**** INFORMATION SUPPLIED

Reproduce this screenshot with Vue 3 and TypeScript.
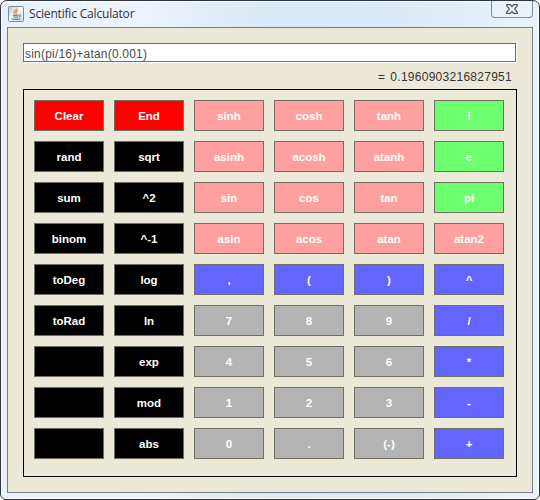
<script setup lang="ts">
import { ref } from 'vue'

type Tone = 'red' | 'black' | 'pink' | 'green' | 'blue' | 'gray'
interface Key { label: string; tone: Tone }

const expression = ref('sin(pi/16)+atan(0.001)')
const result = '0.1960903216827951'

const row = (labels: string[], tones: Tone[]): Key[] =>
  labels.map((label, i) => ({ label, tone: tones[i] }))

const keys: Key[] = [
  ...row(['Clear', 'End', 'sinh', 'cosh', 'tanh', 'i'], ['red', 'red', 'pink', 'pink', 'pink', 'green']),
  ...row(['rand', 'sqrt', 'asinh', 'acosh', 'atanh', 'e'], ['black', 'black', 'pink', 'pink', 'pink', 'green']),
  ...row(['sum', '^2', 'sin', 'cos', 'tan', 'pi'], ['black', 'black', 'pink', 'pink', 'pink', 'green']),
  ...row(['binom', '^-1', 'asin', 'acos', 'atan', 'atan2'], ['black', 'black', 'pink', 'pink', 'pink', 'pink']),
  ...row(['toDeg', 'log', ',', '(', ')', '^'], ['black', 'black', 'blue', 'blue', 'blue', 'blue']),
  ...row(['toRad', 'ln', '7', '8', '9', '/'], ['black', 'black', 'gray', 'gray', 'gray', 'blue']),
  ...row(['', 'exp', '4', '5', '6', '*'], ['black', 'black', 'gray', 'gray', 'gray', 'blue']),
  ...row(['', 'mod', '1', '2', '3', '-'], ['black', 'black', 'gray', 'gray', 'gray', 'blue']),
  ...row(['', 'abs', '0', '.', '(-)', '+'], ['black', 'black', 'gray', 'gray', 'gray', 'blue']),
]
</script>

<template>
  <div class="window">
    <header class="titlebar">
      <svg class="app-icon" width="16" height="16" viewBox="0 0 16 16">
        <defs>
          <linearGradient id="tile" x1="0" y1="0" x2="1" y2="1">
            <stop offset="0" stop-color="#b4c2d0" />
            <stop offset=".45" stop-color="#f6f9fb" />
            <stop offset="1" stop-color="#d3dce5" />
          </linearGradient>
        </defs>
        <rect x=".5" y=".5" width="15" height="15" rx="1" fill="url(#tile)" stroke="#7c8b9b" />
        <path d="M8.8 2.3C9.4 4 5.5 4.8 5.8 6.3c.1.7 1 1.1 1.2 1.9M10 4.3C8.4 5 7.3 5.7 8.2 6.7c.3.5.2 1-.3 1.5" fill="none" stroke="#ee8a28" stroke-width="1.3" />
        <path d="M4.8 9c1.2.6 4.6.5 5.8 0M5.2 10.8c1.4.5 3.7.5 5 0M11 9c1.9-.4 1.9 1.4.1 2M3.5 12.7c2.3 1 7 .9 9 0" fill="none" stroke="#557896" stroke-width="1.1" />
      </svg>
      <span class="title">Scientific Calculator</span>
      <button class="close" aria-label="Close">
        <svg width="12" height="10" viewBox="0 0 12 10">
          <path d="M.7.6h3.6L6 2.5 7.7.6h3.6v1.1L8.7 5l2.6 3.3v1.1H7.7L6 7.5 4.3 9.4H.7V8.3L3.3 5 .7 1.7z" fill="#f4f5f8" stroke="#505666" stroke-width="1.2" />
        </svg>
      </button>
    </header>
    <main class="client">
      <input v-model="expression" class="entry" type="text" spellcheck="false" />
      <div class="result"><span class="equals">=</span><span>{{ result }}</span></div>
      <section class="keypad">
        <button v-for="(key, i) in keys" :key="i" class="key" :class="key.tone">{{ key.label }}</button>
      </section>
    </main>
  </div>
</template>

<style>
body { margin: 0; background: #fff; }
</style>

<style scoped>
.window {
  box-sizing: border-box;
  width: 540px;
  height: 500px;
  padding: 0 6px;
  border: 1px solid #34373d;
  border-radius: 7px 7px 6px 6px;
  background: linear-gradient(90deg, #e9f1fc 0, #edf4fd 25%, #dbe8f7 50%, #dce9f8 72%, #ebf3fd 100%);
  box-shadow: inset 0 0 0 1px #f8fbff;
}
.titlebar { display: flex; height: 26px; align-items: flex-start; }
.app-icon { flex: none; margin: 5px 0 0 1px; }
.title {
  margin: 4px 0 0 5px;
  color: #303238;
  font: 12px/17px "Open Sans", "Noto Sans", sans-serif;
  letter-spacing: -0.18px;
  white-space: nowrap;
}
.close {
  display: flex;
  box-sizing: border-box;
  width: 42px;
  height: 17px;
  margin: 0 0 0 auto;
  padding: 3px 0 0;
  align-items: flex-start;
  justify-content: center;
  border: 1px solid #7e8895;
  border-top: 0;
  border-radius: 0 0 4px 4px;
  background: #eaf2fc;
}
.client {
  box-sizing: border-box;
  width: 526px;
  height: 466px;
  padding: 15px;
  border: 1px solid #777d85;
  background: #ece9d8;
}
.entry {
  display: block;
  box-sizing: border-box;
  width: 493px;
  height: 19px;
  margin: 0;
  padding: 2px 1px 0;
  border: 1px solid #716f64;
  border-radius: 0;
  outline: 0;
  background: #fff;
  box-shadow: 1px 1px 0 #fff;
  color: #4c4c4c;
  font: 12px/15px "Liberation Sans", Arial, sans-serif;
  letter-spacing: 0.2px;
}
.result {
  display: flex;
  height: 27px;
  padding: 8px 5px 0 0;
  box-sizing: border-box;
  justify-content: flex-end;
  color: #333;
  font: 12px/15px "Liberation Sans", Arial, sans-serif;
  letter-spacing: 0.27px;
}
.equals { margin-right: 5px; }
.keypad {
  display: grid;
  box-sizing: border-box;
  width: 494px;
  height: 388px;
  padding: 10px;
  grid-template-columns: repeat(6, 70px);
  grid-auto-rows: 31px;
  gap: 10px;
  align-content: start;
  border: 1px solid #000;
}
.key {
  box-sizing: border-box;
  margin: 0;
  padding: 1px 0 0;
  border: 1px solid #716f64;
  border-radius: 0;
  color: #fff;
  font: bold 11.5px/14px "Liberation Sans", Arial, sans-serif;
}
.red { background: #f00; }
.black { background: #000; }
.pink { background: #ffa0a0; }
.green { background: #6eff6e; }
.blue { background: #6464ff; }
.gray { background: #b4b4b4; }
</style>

********

Give again exactly the lines running from the beginning of the material above through the line that contains "labels.map((label, i) =>", and leave out every picture.

Reproduce this screenshot with Vue 3 and TypeScript.
<script setup lang="ts">
import { ref } from 'vue'

type Tone = 'red' | 'black' | 'pink' | 'green' | 'blue' | 'gray'
interface Key { label: string; tone: Tone }

const expression = ref('sin(pi/16)+atan(0.001)')
const result = '0.1960903216827951'

const row = (labels: string[], tones: Tone[]): Key[] =>
  labels.map((label, i) => ({ label, tone: tones[i] }))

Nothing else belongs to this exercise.